- **SUPPLIED MATERIAL**:
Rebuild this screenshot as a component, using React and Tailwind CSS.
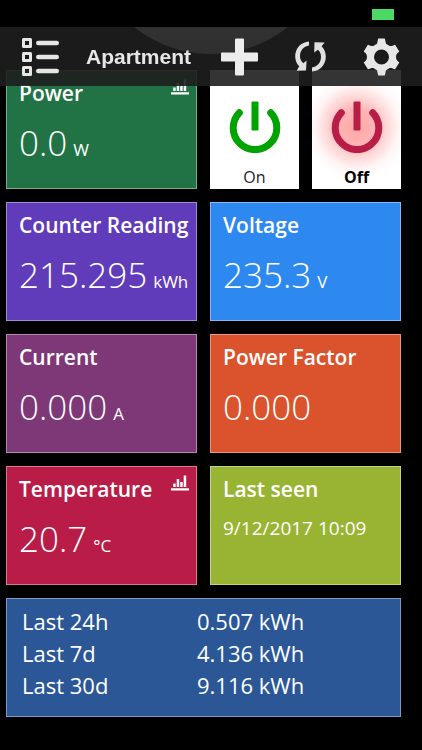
// src/App.jsx
import React, { useState } from "react";

function ListIcon() {
  return (
    <svg width="38" height="38" viewBox="0 0 38 38" fill="none" stroke="#e6e6e6">
      <g strokeWidth="3" strokeLinejoin="round">
        <rect x="1.5" y="1.5" width="7" height="7" />
        <rect x="1.5" y="15.5" width="7" height="7" />
        <rect x="1.5" y="29.5" width="7" height="7" />
      </g>
      <g strokeWidth="4.6" strokeLinecap="round">
        <path d="M16.3 5H34.7M16.3 19H34.7M16.3 33H34.7" />
      </g>
    </svg>
  );
}

function PlusIcon() {
  return (
    <svg width="37" height="38" viewBox="0 0 37 38" fill="#ececec">
      <path d="M15 0.5h7a1 1 0 0 1 1 1V14.5H36a1 1 0 0 1 1 1v7a1 1 0 0 1-1 1H23V36.500a1 1 0 0 1-1 1h-7a1 1 0 0 1-1-1V23.500H1a1 1 0 0 1-1-1v-7a1 1 0 0 1 1-1H14V1.500a1 1 0 0 1 1-1z" />
    </svg>
  );
}

function SyncIcon() {
  return (
    <svg width="31" height="31" viewBox="0 0 31 31" fill="#e0e0e0">
      <path d="M14 0.500C6 1 0.200 7.300 0.200 15.300c0 4.200 1.400 7.300 4 10L1.700 29.800l9.300-.2.600-10-3.300 2.700C6.300 20.400 5 18.200 5 15.300 5 9.500 8.600 5.600 14 4.600z" />
      <path d="M17 30.500c8-.5 13.800-6.800 13.800-14.800 0-4.200-1.400-7.600-4.200-10.400L29.700 1.400 19.500 1.200 19.200 11.600l3.800-2.800c2 2 3 4.200 3 6.900 0 5.800-3.600 9.700-9 10.700z" />
    </svg>
  );
}

function GearIcon() {
  return (
    <svg width="37" height="38" viewBox="0 0 37 38" fill="#e6e6e6" fillRule="evenodd">
      <path d="M15.200 0.500h6.600l1.200 5.200 3.700 2.200c1.200.6 3.200-.3 5.400-1.200l4.200 6.800c-1.500 1.400-3.300 2.300-3.300 5.500s1.800 4.100 3.300 5.500l-4.200 6.800c-2.200-.9-4.200-1.800-5.400-1.200L23 32.300l-1.200 5.200h-6.600L14 32.300l-3.700-2.200c-1.200-.6-3.200.3-5.400 1.200L.700 24.500C2.200 23.100 4 22.200 4 19s-1.800-4.100-3.300-5.500l4.200-6.800c2.200.9 4.200 1.800 5.400 1.200L14 5.700zM18.500 11.500a7.500 7.500 0 1 0 0 15 7.500 7.500 0 0 0 0-15z" />
    </svg>
  );
}

function ChartIcon() {
  return (
    <svg className="shrink-0" width="18" height="16" viewBox="0 0 18 16" fill="currentColor">
      <path d="M0 13.200h18v2.300H0zM2.200 8.500h2.500V12H2.200zM5.700 4h2.500v8H5.700zM9.200 7h2.500v5H9.200zM12.700 0.500h2.500V12h-2.500z" />
    </svg>
  );
}

function PowerIcon() {
  return (
    <svg width="52" height="52" viewBox="0 0 52 52" fill="none" stroke="currentColor" strokeWidth="7">
      <path strokeLinecap="round" d="M10.300 11.700A21.800 21.800 0 1 0 41.700 11.700" />
      <rect x="22.500" y="0.500" width="7" height="29" rx="1" fill="currentColor" stroke="none" />
    </svg>
  );
}

function Tile({ title, color, chart, children }) {
  return (
    <section className={`h-[119px] border border-white/40 pt-2 pl-3 pr-[7px] text-white ${color}`}>
      <div className="flex items-start justify-between">
        <h2 className="whitespace-nowrap text-[21px] leading-7 font-semibold">{title}</h2>
        {chart && <ChartIcon />}
      </div>
      <div className="mt-[11px]">{children}</div>
    </section>
  );
}

function Reading({ value, unit }) {
  return (
    <p className="whitespace-nowrap text-[35px] leading-[50px] font-light">
      {value}
      {unit && <span className="ml-[6px] text-[17px] font-normal">{unit}</span>}
    </p>
  );
}

const usage = [
  { label: "Last 24h", value: "0.507 kWh" },
  { label: "Last 7d", value: "4.136 kWh" },
  { label: "Last 30d", value: "9.116 kWh" },
];

function App() {
  const [on, setOn] = useState(false);

  return (
    <div className="min-h-screen bg-black font-['Open_Sans','Noto_Sans',sans-serif]">
      {/* Status bar and toolbar stay above the scrolled tiles */}
      <header className="fixed inset-x-0 top-0 z-10">
        <div className="flex h-[27px] items-start justify-end bg-black pt-[9px] pr-7">
          <div className="h-[11px] w-[22px] bg-[#4cd964]" />
        </div>
        <div className="relative flex h-[59px] items-center justify-between overflow-hidden bg-[#1e1e1e]/90 px-[22px]">
          <div className="flex items-center gap-[26px]">
            <button type="button" aria-label="Menu"><ListIcon /></button>
            <h1 className="font-['Liberation_Sans',sans-serif] text-[21px] font-bold text-[#e6e6e6]">Apartment</h1>
          </div>
          <div className="flex items-center gap-[37px]">
            <button type="button" aria-label="Add"><PlusIcon /></button>
            <button type="button" aria-label="Refresh"><SyncIcon /></button>
            <button type="button" aria-label="Settings"><GearIcon /></button>
          </div>
          {/* glare */}
          <div className="pointer-events-none absolute bottom-8 left-1/2 size-[246px] -translate-x-1/2 rounded-full bg-linear-to-b from-white/16 to-white/9" />
        </div>
      </header>

      <main className="grid grid-cols-2 gap-[13px] pt-[70px] pr-[21px] pb-8 pl-[6px]">
        <Tile title="Power" color="bg-[#217346]" chart>
          <Reading value="0.0" unit="W" />
        </Tile>

        <div className="grid grid-cols-2 gap-[13px]">
          <button
            type="button"
            aria-pressed={on}
            onClick={() => setOn(true)}
            className="flex flex-col items-center justify-end bg-white text-[#222]"
          >
            <span className="text-[#00a300]"><PowerIcon /></span>
            <span className="mt-3 text-base">On</span>
          </button>
          <button
            type="button"
            aria-pressed={!on}
            onClick={() => setOn(false)}
            className="flex flex-col items-center justify-end bg-white bg-[radial-gradient(circle_at_50%_48%,#ffa6a6_0px,#ffb4b4_18px,#ffdcdc_32px,#fff5f5_42px,#ffffff_52px)] text-black"
          >
            <span className="text-[#b91d47]"><PowerIcon /></span>
            <span className="mt-3 text-base font-bold">Off</span>
          </button>
        </div>

        <Tile title="Counter Reading" color="bg-[#603cba]">
          <Reading value="215.295" unit="kWh" />
        </Tile>
        <Tile title="Voltage" color="bg-[#2d89ef]">
          <Reading value="235.3" unit="V" />
        </Tile>
        <Tile title="Current" color="bg-[#7e3878]">
          <Reading value="0.000" unit="A" />
        </Tile>
        <Tile title="Power Factor" color="bg-[#da532c]">
          <Reading value="0.000" />
        </Tile>
        <Tile title="Temperature" color="bg-[#b91d47]" chart>
          <Reading value="20.7" unit="°C" />
        </Tile>
        <Tile title="Last seen" color="bg-[#99b433]">
          <p className="text-[19px] leading-7">9/12/2017 10:09</p>
        </Tile>

        <section className="col-span-2 h-[119px] border border-white/40 bg-[#2b5797] pt-[6px] pl-[15px] text-white">
          <table className="w-full text-left text-[22px] leading-8">
            <tbody>
              {usage.map((row) => (
                <tr key={row.label}>
                  <th scope="row" className="w-[175px] p-0 font-normal">{row.label}</th>
                  <td className="p-0">{row.value}</td>
                </tr>
              ))}
            </tbody>
          </table>
        </section>
      </main>
    </div>
  );
}

export default App;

- **WHAT IS NEEDED**: Repeat the material above verbatim, with no pictures in the output.

- **RESPONSE**:
Rebuild this screenshot as a component, using React and Tailwind CSS.
// src/App.jsx
import React, { useState } from "react";

function ListIcon() {
  return (
    <svg width="38" height="38" viewBox="0 0 38 38" fill="none" stroke="#e6e6e6">
      <g strokeWidth="3" strokeLinejoin="round">
        <rect x="1.5" y="1.5" width="7" height="7" />
        <rect x="1.5" y="15.5" width="7" height="7" />
        <rect x="1.5" y="29.5" width="7" height="7" />
      </g>
      <g strokeWidth="4.6" strokeLinecap="round">
        <path d="M16.3 5H34.7M16.3 19H34.7M16.3 33H34.7" />
      </g>
    </svg>
  );
}

function PlusIcon() {
  return (
    <svg width="37" height="38" viewBox="0 0 37 38" fill="#ececec">
      <path d="M15 0.5h7a1 1 0 0 1 1 1V14.5H36a1 1 0 0 1 1 1v7a1 1 0 0 1-1 1H23V36.500a1 1 0 0 1-1 1h-7a1 1 0 0 1-1-1V23.500H1a1 1 0 0 1-1-1v-7a1 1 0 0 1 1-1H14V1.500a1 1 0 0 1 1-1z" />
    </svg>
  );
}

function SyncIcon() {
  return (
    <svg width="31" height="31" viewBox="0 0 31 31" fill="#e0e0e0">
      <path d="M14 0.500C6 1 0.200 7.300 0.200 15.300c0 4.200 1.400 7.300 4 10L1.700 29.800l9.300-.2.600-10-3.300 2.700C6.300 20.400 5 18.200 5 15.300 5 9.500 8.600 5.600 14 4.600z" />
      <path d="M17 30.500c8-.5 13.800-6.800 13.800-14.800 0-4.200-1.400-7.600-4.200-10.400L29.700 1.400 19.500 1.200 19.200 11.600l3.800-2.800c2 2 3 4.200 3 6.900 0 5.800-3.600 9.700-9 10.700z" />
    </svg>
  );
}

function GearIcon() {
  return (
    <svg width="37" height="38" viewBox="0 0 37 38" fill="#e6e6e6" fillRule="evenodd">
      <path d="M15.200 0.500h6.600l1.200 5.200 3.700 2.200c1.200.6 3.200-.3 5.400-1.200l4.200 6.800c-1.500 1.400-3.300 2.300-3.300 5.500s1.800 4.100 3.300 5.500l-4.200 6.800c-2.200-.9-4.200-1.800-5.400-1.200L23 32.300l-1.200 5.200h-6.600L14 32.300l-3.700-2.200c-1.200-.6-3.200.3-5.400 1.200L.700 24.500C2.200 23.100 4 22.200 4 19s-1.800-4.100-3.300-5.500l4.200-6.800c2.200.9 4.200 1.800 5.400 1.200L14 5.700zM18.500 11.500a7.500 7.500 0 1 0 0 15 7.500 7.500 0 0 0 0-15z" />
    </svg>
  );
}

function ChartIcon() {
  return (
    <svg className="shrink-0" width="18" height="16" viewBox="0 0 18 16" fill="currentColor">
      <path d="M0 13.200h18v2.300H0zM2.200 8.500h2.500V12H2.200zM5.700 4h2.500v8H5.700zM9.200 7h2.500v5H9.200zM12.700 0.500h2.500V12h-2.500z" />
    </svg>
  );
}

function PowerIcon() {
  return (
    <svg width="52" height="52" viewBox="0 0 52 52" fill="none" stroke="currentColor" strokeWidth="7">
      <path strokeLinecap="round" d="M10.300 11.700A21.800 21.800 0 1 0 41.700 11.700" />
      <rect x="22.500" y="0.500" width="7" height="29" rx="1" fill="currentColor" stroke="none" />
    </svg>
  );
}

function Tile({ title, color, chart, children }) {
  return (
    <section className={`h-[119px] border border-white/40 pt-2 pl-3 pr-[7px] text-white ${color}`}>
      <div className="flex items-start justify-between">
        <h2 className="whitespace-nowrap text-[21px] leading-7 font-semibold">{title}</h2>
        {chart && <ChartIcon />}
      </div>
      <div className="mt-[11px]">{children}</div>
    </section>
  );
}

function Reading({ value, unit }) {
  return (
    <p className="whitespace-nowrap text-[35px] leading-[50px] font-light">
      {value}
      {unit && <span className="ml-[6px] text-[17px] font-normal">{unit}</span>}
    </p>
  );
}

const usage = [
  { label: "Last 24h", value: "0.507 kWh" },
  { label: "Last 7d", value: "4.136 kWh" },
  { label: "Last 30d", value: "9.116 kWh" },
];

function App() {
  const [on, setOn] = useState(false);

  return (
    <div className="min-h-screen bg-black font-['Open_Sans','Noto_Sans',sans-serif]">
      {/* Status bar and toolbar stay above the scrolled tiles */}
      <header className="fixed inset-x-0 top-0 z-10">
        <div className="flex h-[27px] items-start justify-end bg-black pt-[9px] pr-7">
          <div className="h-[11px] w-[22px] bg-[#4cd964]" />
        </div>
        <div className="relative flex h-[59px] items-center justify-between overflow-hidden bg-[#1e1e1e]/90 px-[22px]">
          <div className="flex items-center gap-[26px]">
            <button type="button" aria-label="Menu"><ListIcon /></button>
            <h1 className="font-['Liberation_Sans',sans-serif] text-[21px] font-bold text-[#e6e6e6]">Apartment</h1>
          </div>
          <div className="flex items-center gap-[37px]">
            <button type="button" aria-label="Add"><PlusIcon /></button>
            <button type="button" aria-label="Refresh"><SyncIcon /></button>
            <button type="button" aria-label="Settings"><GearIcon /></button>
          </div>
          {/* glare */}
          <div className="pointer-events-none absolute bottom-8 left-1/2 size-[246px] -translate-x-1/2 rounded-full bg-linear-to-b from-white/16 to-white/9" />
        </div>
      </header>

      <main className="grid grid-cols-2 gap-[13px] pt-[70px] pr-[21px] pb-8 pl-[6px]">
        <Tile title="Power" color="bg-[#217346]" chart>
          <Reading value="0.0" unit="W" />
        </Tile>

        <div className="grid grid-cols-2 gap-[13px]">
          <button
            type="button"
            aria-pressed={on}
            onClick={() => setOn(true)}
            className="flex flex-col items-center justify-end bg-white text-[#222]"
          >
            <span className="text-[#00a300]"><PowerIcon /></span>
            <span className="mt-3 text-base">On</span>
          </button>
          <button
            type="button"
            aria-pressed={!on}
            onClick={() => setOn(false)}
            className="flex flex-col items-center justify-end bg-white bg-[radial-gradient(circle_at_50%_48%,#ffa6a6_0px,#ffb4b4_18px,#ffdcdc_32px,#fff5f5_42px,#ffffff_52px)] text-black"
          >
            <span className="text-[#b91d47]"><PowerIcon /></span>
            <span className="mt-3 text-base font-bold">Off</span>
          </button>
        </div>

        <Tile title="Counter Reading" color="bg-[#603cba]">
          <Reading value="215.295" unit="kWh" />
        </Tile>
        <Tile title="Voltage" color="bg-[#2d89ef]">
          <Reading value="235.3" unit="V" />
        </Tile>
        <Tile title="Current" color="bg-[#7e3878]">
          <Reading value="0.000" unit="A" />
        </Tile>
        <Tile title="Power Factor" color="bg-[#da532c]">
          <Reading value="0.000" />
        </Tile>
        <Tile title="Temperature" color="bg-[#b91d47]" chart>
          <Reading value="20.7" unit="°C" />
        </Tile>
        <Tile title="Last seen" color="bg-[#99b433]">
          <p className="text-[19px] leading-7">9/12/2017 10:09</p>
        </Tile>

        <section className="col-span-2 h-[119px] border border-white/40 bg-[#2b5797] pt-[6px] pl-[15px] text-white">
          <table className="w-full text-left text-[22px] leading-8">
            <tbody>
              {usage.map((row) => (
                <tr key={row.label}>
                  <th scope="row" className="w-[175px] p-0 font-normal">{row.label}</th>
                  <td className="p-0">{row.value}</td>
                </tr>
              ))}
            </tbody>
          </table>
        </section>
      </main>
    </div>
  );
}

export default App;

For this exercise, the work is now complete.